La culpa fue de Judd Apatow, Greg Mottola, Seth Rogen y Evan Goldberg. En 2007, el mismo año que Netflix iniciaba su servicio de vídeo bajo demanda, el cuarteto parió la que probablemente sea la obra maestra de la "factoría Apatow": "Superbad" (estrenada en España como "Supersalidos"). Aquel filme modesto no solo se convirtió en un éxito global (con un coste de 20 millones de dólares, recaudó 170, prácticamente lo mismo que "No es país para viejos"), sino que se convirtió poco menos que en un filme de culto. Aquel filme es, precisamente, el modelo de "Chicos buenos", con la salvedad de que, en vez de centrarse en un grupo de adolescentes hormonados en pleno tránsito del instituto a la universidad, en este caso se trata de unos críos que viven sus últimos años de primaria. Esto permite a los responsables del filme articular una sucesión de chistes y gags alrededor de la incomprensión de los tres chavales, entrañablemente ingenuos, respecto a ciertos objetos y situaciones, principalmente de carácter sexual, de su entorno. Escenas como el recibimiento de los rapaces (armados con consoladores) a un coleccionista de cromos o su reiterada confusión sobre los juguetes y artilugios del padre de uno de ellos resultan especialmente bien resueltas.

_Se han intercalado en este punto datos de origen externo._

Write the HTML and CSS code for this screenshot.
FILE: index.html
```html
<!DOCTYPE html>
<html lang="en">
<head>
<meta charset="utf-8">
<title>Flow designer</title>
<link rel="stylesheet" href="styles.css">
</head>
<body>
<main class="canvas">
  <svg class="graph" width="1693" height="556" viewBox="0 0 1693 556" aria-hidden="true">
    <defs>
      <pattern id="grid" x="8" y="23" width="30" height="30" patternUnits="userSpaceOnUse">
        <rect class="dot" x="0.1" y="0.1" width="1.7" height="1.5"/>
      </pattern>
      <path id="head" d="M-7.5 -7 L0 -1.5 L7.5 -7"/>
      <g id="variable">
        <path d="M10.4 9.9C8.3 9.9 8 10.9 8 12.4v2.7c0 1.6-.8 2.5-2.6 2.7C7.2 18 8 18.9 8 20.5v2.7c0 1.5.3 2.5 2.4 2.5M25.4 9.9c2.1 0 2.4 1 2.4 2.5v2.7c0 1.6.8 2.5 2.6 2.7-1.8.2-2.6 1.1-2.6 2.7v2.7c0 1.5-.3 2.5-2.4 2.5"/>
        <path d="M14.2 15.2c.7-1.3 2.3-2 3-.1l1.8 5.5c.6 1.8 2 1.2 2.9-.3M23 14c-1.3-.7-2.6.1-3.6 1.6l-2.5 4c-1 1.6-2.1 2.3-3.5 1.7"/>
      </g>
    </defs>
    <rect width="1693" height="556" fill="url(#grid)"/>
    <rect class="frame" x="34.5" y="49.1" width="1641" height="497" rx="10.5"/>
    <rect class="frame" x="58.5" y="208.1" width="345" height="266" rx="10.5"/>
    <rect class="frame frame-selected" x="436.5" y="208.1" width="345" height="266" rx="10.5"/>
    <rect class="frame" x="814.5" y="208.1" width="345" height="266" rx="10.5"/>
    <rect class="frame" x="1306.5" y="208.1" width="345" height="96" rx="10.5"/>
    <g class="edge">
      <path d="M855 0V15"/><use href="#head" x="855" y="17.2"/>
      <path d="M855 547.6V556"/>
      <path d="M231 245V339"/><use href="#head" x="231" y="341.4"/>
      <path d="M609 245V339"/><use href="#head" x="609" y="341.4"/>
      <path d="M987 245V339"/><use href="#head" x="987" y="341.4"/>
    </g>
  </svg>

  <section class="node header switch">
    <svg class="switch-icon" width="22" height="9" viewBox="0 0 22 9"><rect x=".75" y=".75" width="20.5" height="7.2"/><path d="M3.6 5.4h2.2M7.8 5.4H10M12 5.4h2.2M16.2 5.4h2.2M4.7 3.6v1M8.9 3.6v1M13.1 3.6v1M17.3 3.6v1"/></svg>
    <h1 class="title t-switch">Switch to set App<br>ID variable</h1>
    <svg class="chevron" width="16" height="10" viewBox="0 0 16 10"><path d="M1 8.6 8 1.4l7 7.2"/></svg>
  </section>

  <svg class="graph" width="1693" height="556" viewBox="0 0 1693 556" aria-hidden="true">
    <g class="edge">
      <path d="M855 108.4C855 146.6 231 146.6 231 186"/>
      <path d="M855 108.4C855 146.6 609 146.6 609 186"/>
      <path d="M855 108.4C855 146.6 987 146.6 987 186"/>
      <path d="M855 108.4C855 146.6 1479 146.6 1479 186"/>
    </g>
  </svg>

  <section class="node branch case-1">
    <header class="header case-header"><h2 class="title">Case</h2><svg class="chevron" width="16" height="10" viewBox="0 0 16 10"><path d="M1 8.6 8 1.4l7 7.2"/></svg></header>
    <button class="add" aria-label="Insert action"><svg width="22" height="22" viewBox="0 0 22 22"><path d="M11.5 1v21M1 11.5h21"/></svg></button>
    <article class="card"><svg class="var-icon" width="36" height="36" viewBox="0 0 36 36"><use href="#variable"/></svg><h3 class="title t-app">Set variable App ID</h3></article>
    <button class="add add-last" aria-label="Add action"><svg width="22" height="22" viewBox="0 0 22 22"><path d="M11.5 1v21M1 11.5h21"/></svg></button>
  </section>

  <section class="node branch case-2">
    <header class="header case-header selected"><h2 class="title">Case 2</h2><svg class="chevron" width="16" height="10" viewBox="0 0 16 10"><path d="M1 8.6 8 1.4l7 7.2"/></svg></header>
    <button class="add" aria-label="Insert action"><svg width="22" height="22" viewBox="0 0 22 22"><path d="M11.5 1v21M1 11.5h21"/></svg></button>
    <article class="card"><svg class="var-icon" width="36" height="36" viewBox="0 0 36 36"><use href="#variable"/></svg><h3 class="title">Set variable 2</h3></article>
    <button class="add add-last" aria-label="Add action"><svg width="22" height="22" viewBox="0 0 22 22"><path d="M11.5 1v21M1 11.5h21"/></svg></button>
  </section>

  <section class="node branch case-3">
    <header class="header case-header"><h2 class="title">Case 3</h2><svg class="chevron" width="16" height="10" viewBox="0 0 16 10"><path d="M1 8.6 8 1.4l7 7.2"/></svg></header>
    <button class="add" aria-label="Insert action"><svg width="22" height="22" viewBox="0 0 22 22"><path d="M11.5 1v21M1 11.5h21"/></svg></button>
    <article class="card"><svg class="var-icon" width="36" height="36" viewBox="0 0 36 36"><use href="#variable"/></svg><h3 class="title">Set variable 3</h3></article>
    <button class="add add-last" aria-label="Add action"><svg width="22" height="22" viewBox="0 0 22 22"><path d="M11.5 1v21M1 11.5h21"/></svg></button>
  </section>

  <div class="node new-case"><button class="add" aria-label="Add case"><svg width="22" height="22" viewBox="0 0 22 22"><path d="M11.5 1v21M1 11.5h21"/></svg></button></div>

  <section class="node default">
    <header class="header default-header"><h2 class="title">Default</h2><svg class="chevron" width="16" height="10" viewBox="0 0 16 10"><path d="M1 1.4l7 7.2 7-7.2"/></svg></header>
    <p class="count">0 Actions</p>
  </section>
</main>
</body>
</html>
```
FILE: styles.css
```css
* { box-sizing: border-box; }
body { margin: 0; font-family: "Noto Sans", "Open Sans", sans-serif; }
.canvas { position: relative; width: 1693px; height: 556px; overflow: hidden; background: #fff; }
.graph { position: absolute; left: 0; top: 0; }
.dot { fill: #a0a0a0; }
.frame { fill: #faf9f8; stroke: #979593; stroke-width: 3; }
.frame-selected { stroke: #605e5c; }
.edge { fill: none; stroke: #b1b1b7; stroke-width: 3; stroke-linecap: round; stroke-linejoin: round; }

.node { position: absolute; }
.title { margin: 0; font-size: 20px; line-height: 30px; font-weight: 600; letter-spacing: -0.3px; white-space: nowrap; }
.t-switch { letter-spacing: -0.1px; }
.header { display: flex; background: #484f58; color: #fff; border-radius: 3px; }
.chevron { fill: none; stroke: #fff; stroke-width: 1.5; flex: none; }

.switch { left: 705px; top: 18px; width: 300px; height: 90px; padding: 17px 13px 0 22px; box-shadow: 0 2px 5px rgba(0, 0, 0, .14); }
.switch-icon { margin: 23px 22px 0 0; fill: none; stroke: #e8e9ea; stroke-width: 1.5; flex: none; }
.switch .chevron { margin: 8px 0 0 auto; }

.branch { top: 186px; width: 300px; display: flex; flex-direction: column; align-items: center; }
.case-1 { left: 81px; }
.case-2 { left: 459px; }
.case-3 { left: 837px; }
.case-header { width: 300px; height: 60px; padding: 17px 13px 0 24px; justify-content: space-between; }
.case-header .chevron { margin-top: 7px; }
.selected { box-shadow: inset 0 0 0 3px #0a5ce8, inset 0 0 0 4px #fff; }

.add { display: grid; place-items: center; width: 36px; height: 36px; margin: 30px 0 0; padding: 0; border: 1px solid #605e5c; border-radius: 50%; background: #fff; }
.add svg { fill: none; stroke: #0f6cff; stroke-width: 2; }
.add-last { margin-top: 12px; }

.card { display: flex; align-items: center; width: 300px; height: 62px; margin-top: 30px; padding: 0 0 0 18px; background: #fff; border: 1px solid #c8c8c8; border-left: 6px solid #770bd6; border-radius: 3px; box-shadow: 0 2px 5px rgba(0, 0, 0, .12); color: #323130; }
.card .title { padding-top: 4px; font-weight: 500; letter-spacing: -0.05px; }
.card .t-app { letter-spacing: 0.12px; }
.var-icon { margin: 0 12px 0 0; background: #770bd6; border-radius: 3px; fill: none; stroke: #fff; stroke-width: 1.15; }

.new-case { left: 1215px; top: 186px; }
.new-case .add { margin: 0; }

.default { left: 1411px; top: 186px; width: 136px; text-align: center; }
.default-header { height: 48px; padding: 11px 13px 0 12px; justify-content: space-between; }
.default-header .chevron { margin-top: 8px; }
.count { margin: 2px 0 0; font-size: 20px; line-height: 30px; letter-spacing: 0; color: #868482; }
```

Con un jovencísimo reparto encabezado por Jacob Tremblay (el chaval de "La habitación"), y sin superar nunca la frontera de la incorrección política, "Chicos buenos" asume la perspectiva de su trío protagonista para armar una versión prepúber de la comedia gamberra, que sin embargo resulta bastante efectiva, con un buen número de gags atinados y una afortunada subversión de los clichés propios de la comedia adolescente/universitaria.

Pero más allá de esos momentos divertidos, "Chicos buenos" adolece de una total falta de músculo. Despojada de la reflexión sobre el paso a la madurez que enriquecía "Superbad", y con las aristas limadas, la película de Stupnitsky se queda en un simple entretenimiento.